Queues of cars at the Covid-19 testing station in Otara, Auckland during the Level 4 lockdown. Photo / Brett Phibbs
OPINION
A New Zealand life is worth $12,400 per year according to the Government's Covid-19 kitty of $62 billion, a figure that could rise as we combat the latest Delta variant.
Compare that figure to $200 per year. That's how much the Government is prepared to spend on every citizen whoneeds to access a medicine through Pharmac, New Zealand's drug buying agency.
That's $3.80 a week to not only improve your health but to enable you to be a productive member of the economy and society. This, compared to $238 a week to achieve likewise, because of the global pandemic.

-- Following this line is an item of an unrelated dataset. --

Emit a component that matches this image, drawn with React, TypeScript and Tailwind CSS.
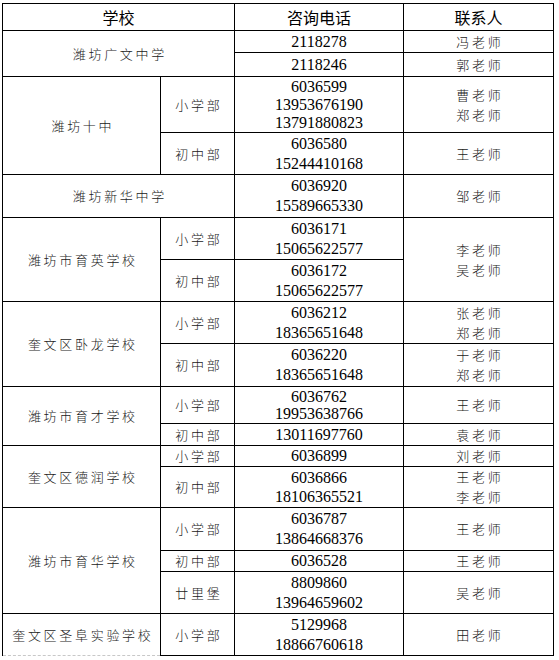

Why is a life saved from Covid-19 worth $234.20 more than a life saved from other illnesses? Are more lives expected to be lost to Covid-19 than to other diseases?
University of Otago public health expert Professor Nick Wilson suggested we could have had 14,400 people die from the virus.
Annually, Type II diabetes-related conditions cost a thousand lives; respiratory diseases take 3000; heart disease than 5000; and cancer, the leading cause of death in NZ each year, kills 9500.
Without accounting for all diseases, it is obvious that many more people will die from a serious illness than from Covid-19.
We have known for some years that New Zealand lags woefully behind the rest of the developed world when it comes to access to modern medicines. The Government is obviously making a conscious decision to value a life differently, according to what illness you have.
Patients with those same diseases - diabetes, cancer, respiratory and heart disease - are also more likely to be seriously ill and die from Covid-19 if they are unlucky enough to contract it.
To add insult to disease, we aren't providing those patients with the best defence against Covid-19, as Pharmac is not funding the best-in-class medicines that will equip their immunity with the best chance of fighting off the deadly virus. This is contrary to the position the Government has taken with the Pfizer Covid-19 vaccine, where they have opted for the most expensive inoculation on the market due to its efficacy.
Why is it not doing the same for patients who need more modern, and better, medicines?
While Pharmac announced 53,000 Type II diabetics will be able to access two newly funded medicines to treat the condition, a further 140,000 patients are going without.
With cost-effective cancer medicines, Australia funds over 60 more than New Zealand.
Pharmac has now said that it will fund a "new" statin to treat 75,000 New Zealanders with heart disease but neglected to tell the public this definition of a "new" statin is one that has been funded in Australia for 15 years and is now available in 16 brands across the Tasman.
The reason Pharmac is so far behind the rest of the world when it comes to funding modern medicines is simple and one that it now freely admits - a lack of budget from the Government.
Either by international standards, or by using Pharmac's own figures, it is simple to calculate Pharmac's cavernous budget hole.
New Zealand spends 5 per cent of the Vote Health budget on medicines, whereas other OECD countries spend three times more on average. Pharmac's own admission that it would cost in excess of $400 million to buy more than 70 modern medicines and knowing that there are another 280 medicines grinding their way through Pharmac's notoriously slow system, leaves a deficit of $2 billion annually.
That leaves Pharmac's annual budget needing to be $3 billion, or $600 per year, for each New Zealander.
That's still a far cry from over $12k yearly that the Government is prepared to spend to protect lives from Covid-19.
Shrieks of not wanting to line the pockets of Big Pharma are often used as a justification not to increase Pharmac's budget. Yet it is the same Big Pharma that New Zealand and the world is relying upon to save lives in the form of the Covid-19 vaccines.
Right now, it is a case of potential lives lost from Covid-19 being more valuable than those actual lives of patients with a serious illness.
It should not matter if your health is afflicted by Covid-19 or a disease - the value of a life should be the same for everyone living in New Zealand.
Let's hope that the Government is not prepared to address the inequity of care between Covid-19 and other diseases as it is doing with children with cancer and with a rare disorder.
In that instance, it is a race to the bottom as they strip kids with cancer of the ability to access any new drug that they need. If the same principle was applied, they would only be able to access the cheapest vaccine, if any at all.
• Dr Malcolm Mulholland is chair of Patient Voice Aotearoa.